Michigan Law Professor Michael Bloom says that learning to work with contracts is like learning any language. “So if software can help you learn Spanish or Python, why can’t it help teach you to read and write contracts?”
Bloom, a clinical assistant professor and director of Michigan Law’s Transactional Lab & Clinic, has changed that paradigm through his startup, Praktio, an online tool that teaches the practical skills of contracts through interactive exercises. Originally, Bloom designed the software for his clinic students, to help them jump from classroom training to live-client work. “Their experience was uneven,” he says. “Although they all had taken Contracts, many hadn’t examined a real-world contract.”

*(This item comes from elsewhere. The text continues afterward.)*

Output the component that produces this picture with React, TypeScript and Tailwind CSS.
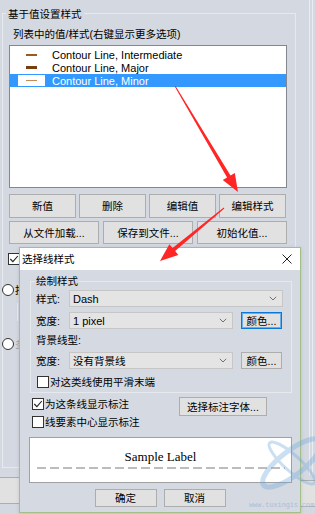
import React from "react";

function Btn({ children, className = "" }: { children: React.ReactNode; className?: string }) {
  return (
    <div className={`flex items-center justify-center bg-[#e1e1e1] border border-[#adadad] text-black ${className}`}>
      {children}
    </div>
  );
}

function Check({ checked = false }: { checked?: boolean }) {
  return (
    <div className="w-[12px] h-[12px] bg-white border border-[#333333] flex items-center justify-center shrink-0">
      {checked && (
        <svg width="10" height="10" viewBox="0 0 10 10">
          <path d="M1.3 5 L3.9 7.6 L8.8 2" fill="none" stroke="#222" strokeWidth="1.1" />
        </svg>
      )}
    </div>
  );
}

function Chevron() {
  return (
    <svg width="8" height="5" viewBox="0 0 8 5">
      <path d="M0.8 0.8 L4 4 L7.2 0.8" fill="none" stroke="#707070" strokeWidth="1" />
    </svg>
  );
}

function Radio() {
  return <div className="w-[12px] h-[12px] rounded-full bg-white border border-[#333333] shrink-0" />;
}

export default function App() {
  return (
    <div className="relative w-[315px] h-[514px] overflow-hidden bg-[#d4d8e0] font-['Liberation_Sans','Noto_Sans_CJK_SC',sans-serif] text-[10.5px] leading-[14px] text-black">
      {/* Background window */}
      <div className="h-[475px] w-[313px] border-r border-[#e9ecf0]">
        <div className="h-full w-[310px] border-r border-[#e9ecf0] pt-[13px] pl-[2px]">
          <div className="w-[294px] h-[455px] border border-[#e6e9ee]">
            <div className="-mt-[7px] ml-[3px] w-fit px-[2px] bg-[#d4d8e0]">基于值设置样式</div>
            <div className="mt-[6px] ml-[10px]">列表中的值/样式(右键显示更多选项)</div>
            <div className="mt-[4px] ml-[6px] w-[278px] h-[143px] bg-white border border-[#828790] pt-[2px]">
              <div className="h-[13px] flex items-center">
                <div className="ml-[8px] w-[27px] h-[11px] flex items-center justify-center">
                  <div className="w-[11px] h-[2px] bg-[#9a5a22]" />
                </div>
                <div className="ml-[7px] text-[11px]">Contour Line, Intermediate</div>
              </div>
              <div className="h-[13px] flex items-center">
                <div className="ml-[8px] w-[27px] h-[11px] flex items-center justify-center">
                  <div className="w-[11px] h-[3px] bg-[#7a3e0a]" />
                </div>
                <div className="ml-[7px] text-[11px]">Contour Line, Major</div>
              </div>
              <div className="h-[13px] flex items-center bg-[#3399ff]">
                <div className="ml-[8px] w-[27px] h-[11px] flex items-center justify-center bg-white">
                  <div className="w-[11px] h-[1.5px] bg-[#c48d58]" />
                </div>
                <div className="ml-[7px] text-[11px] text-white">Contour Line, Minor</div>
              </div>
            </div>
            <div className="mt-[6px] ml-[6px] flex gap-[3px]">
              <Btn className="w-[67px] h-[24px]">新值</Btn>
              <Btn className="w-[67px] h-[24px]">删除</Btn>
              <Btn className="w-[67px] h-[24px]">编辑值</Btn>
              <Btn className="w-[67px] h-[24px]">编辑样式</Btn>
            </div>
            <div className="mt-[3px] ml-[6px] flex gap-[4px]">
              <Btn className="w-[90px] h-[23px]">从文件加载...</Btn>
              <Btn className="w-[90px] h-[23px]">保存到文件...</Btn>
              <Btn className="w-[90px] h-[23px]">初始化值...</Btn>
            </div>
            <div className="mt-[9px] ml-[5px] flex items-center gap-[2px]">
              <Check checked />
            </div>
            <div className="mt-[18px] -ml-[1px] flex items-center gap-[1px] h-[14px]">
              <Radio />
              <span>按</span>
            </div>
            <div className="mt-[6px] ml-[14px] w-[150px] h-[18px] border-l border-[#eceef2]" />
            <div className="mt-[16px] -ml-[1px] flex items-center gap-[1px] h-[14px]">
              <Radio />
              <span className="text-[#9a9a9a]">多</span>
            </div>
          </div>
        </div>
      </div>
      <div className="flex h-[39px]">
        <div className="mt-[2px] -ml-[10px] w-[40px] h-[27px] bg-[#e1e1e1] border border-[#adadad]" />
        <div className="ml-auto mt-[5px] -mr-[10px] w-[40px] h-[27px] bg-[#e1e1e1] border border-[#adadad]" />
      </div>

      {/* Dialog window */}
      <div className="absolute left-[19px] top-[247px] w-[282px] h-[266px] border border-[#a2bf8a] bg-[#d5d9e1] shadow-[0_1px_4px_rgba(0,0,0,0.12)]">
        <div className="h-[22px] bg-white flex items-center justify-between pl-[2px] pr-[8px]">
          <span className="text-[10.5px]">选择线样式</span>
          <svg width="10" height="10" viewBox="0 0 10 10">
            <path d="M0.5 0.5 L9.5 9.5 M9.5 0.5 L0.5 9.5" stroke="#222" strokeWidth="1" />
          </svg>
        </div>
        <div className="pt-[11px]">
          <div className="ml-[10px] w-[262px] h-[112px] border border-[#e6e9ee]">
            <div className="-mt-[8px] ml-[4px] w-fit px-[1px] bg-[#d5d9e1]">绘制样式</div>
            <div className="mt-[2px] flex items-center h-[17px]">
              <span className="ml-[5px] w-[33px]">样式:</span>
              <div className="w-[214px] h-[17px] bg-[#e4e4e4] border border-[#c6c6c6] flex items-center justify-between pl-[3px] pr-[5px]">
                <span className="text-[11px]">Dash</span>
                <Chevron />
              </div>
            </div>
            <div className="mt-[5px] flex items-center h-[17px]">
              <span className="ml-[5px] w-[33px]">宽度:</span>
              <div className="w-[164px] h-[17px] bg-[#e4e4e4] border border-[#c6c6c6] flex items-center justify-between pl-[3px] pr-[5px]">
                <span className="text-[11px]">1 pixel</span>
                <Chevron />
              </div>
              <div className="ml-[8px] w-[41px] h-[17px] flex items-center justify-center bg-[#e1e1e1] border border-[#0a78d7] shadow-[inset_0_0_0_1px_#6aaee8]">
                颜色...
              </div>
            </div>
            <div className="mt-[4px] ml-[5px] h-[14px]">背景线型:</div>
            <div className="mt-[5px] flex items-center h-[17px]">
              <span className="ml-[5px] w-[33px]">宽度:</span>
              <div className="w-[164px] h-[17px] bg-[#e4e4e4] border border-[#c6c6c6] flex items-center justify-between pl-[3px] pr-[5px]">
                <span>没有背景线</span>
                <Chevron />
              </div>
              <Btn className="ml-[8px] w-[41px] h-[17px]">颜色...</Btn>
            </div>
            <div className="mt-[6px] ml-[6px] flex items-center gap-[1px] h-[14px]">
              <Check />
              <span>对这类线使用平滑末端</span>
            </div>
          </div>
          <div className="mt-[4px] flex">
            <div className="ml-[12px] w-[147px]">
              <div className="flex items-center gap-[1px] h-[14px]">
                <Check checked />
                <span>为这条线显示标注</span>
              </div>
              <div className="mt-[4px] flex items-center gap-[1px] h-[14px]">
                <Check />
                <span>线要素中心显示标注</span>
              </div>
            </div>
            <Btn className="w-[88px] h-[19px]">选择标注字体...</Btn>
          </div>
          <div className="mt-[8px] ml-[9px] w-[263px] h-[46px] bg-white border border-[#a0a0a0] flex flex-col items-center">
            <div className="mt-[11px] leading-[15px] text-[13px] font-['Liberation_Serif',serif]">Sample Label</div>
            <svg className="mt-[3px]" width="248" height="2" viewBox="0 0 248 2">
              <line x1="0" y1="1" x2="248" y2="1" stroke="#7a7a7a" strokeWidth="1" strokeDasharray="9 4" />
            </svg>
          </div>
          <div className="mt-[6px] flex justify-center gap-[7px]">
            <Btn className="w-[62px] h-[18px]">确定</Btn>
            <Btn className="w-[62px] h-[18px]">取消</Btn>
          </div>
        </div>
      </div>

      {/* Overlays: watermark + red arrows */}
      <svg className="absolute left-0 top-0 pointer-events-none" width="315" height="514" viewBox="0 0 315 514">
        <g opacity="0.35" fill="none" stroke="#6aa6dc">
          <ellipse cx="292" cy="463" rx="36" ry="12" strokeWidth="5" transform="rotate(-38 292 463)" />
          <ellipse cx="292" cy="463" rx="30" ry="8" strokeWidth="3" transform="rotate(42 292 463)" />
        </g>
        <text x="249" y="507" fontSize="6.8" fill="#a9c0d6" fontFamily="Liberation Mono, monospace">www.tuxingis.com</text>
        <polygon
          fill="#ff2626"
          points="174.57,86.26 227.08,177.52 222.78,180.08 238,192 234.82,172.92 230.52,175.48 175.43,85.74"
        />
        <polygon
          fill="#ff2626"
          points="223.68,207.62 172.58,247.98 169.39,244.13 160,261 178.33,254.91 175.14,251.06 224.32,208.38"
        />
      </svg>
    </div>
  );
}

Bloom taught himself the technology to develop Praktio and wanted it to be more than a talking-head online video. For Bloom—who holds leadership roles in the Association of American Law Schools sections on teaching methods and on technology, law, and legal education, and serves on the Institute for Continuing Legal Education’s Technology Law and Training Advisory Board—real learning comes from an unthreatening pause to consider why an answer is right or not quite right. “You got it wrong? Awesome. You’ve created a learning opportunity,” he says.
Praktio is part of the seminar component of the Transactional Lab & Clinic. Students work through the online training, and then in-class simulations build on the material. “From my first day in the Transactional Lab & Clinic, Professor Bloom highlighted a gap between traditional legal education and preparedness for corporate practice,” says Andrew Alvarez, ’15, now an associate in the New York office of Skadden, Arps, Slate, Meagher & Flom LLP. “My experience with Professor Bloom, the clinic, and Praktio gave me the seasoning I needed to excel as a first-year associate.”
Skadden is one of more than 10 top firms that use Praktio to train new associates. Praktio currently offers two courses for firms: Contract Fundamentals and Precision Training. Firms can purchase unlimited seat licenses and receive reports on users’ progress. As firms and law schools continue to navigate how “practice ready” new associates should be on day one, Bloom wants Praktio to continue being a place where lawyers in both can test the waters. Praktio’s tagline is, “Make Mistakes.”
“On the first day of class, I tell students they will make a ton of mistakes,” Bloom says, “and if they don’t, I’m wasting their time.”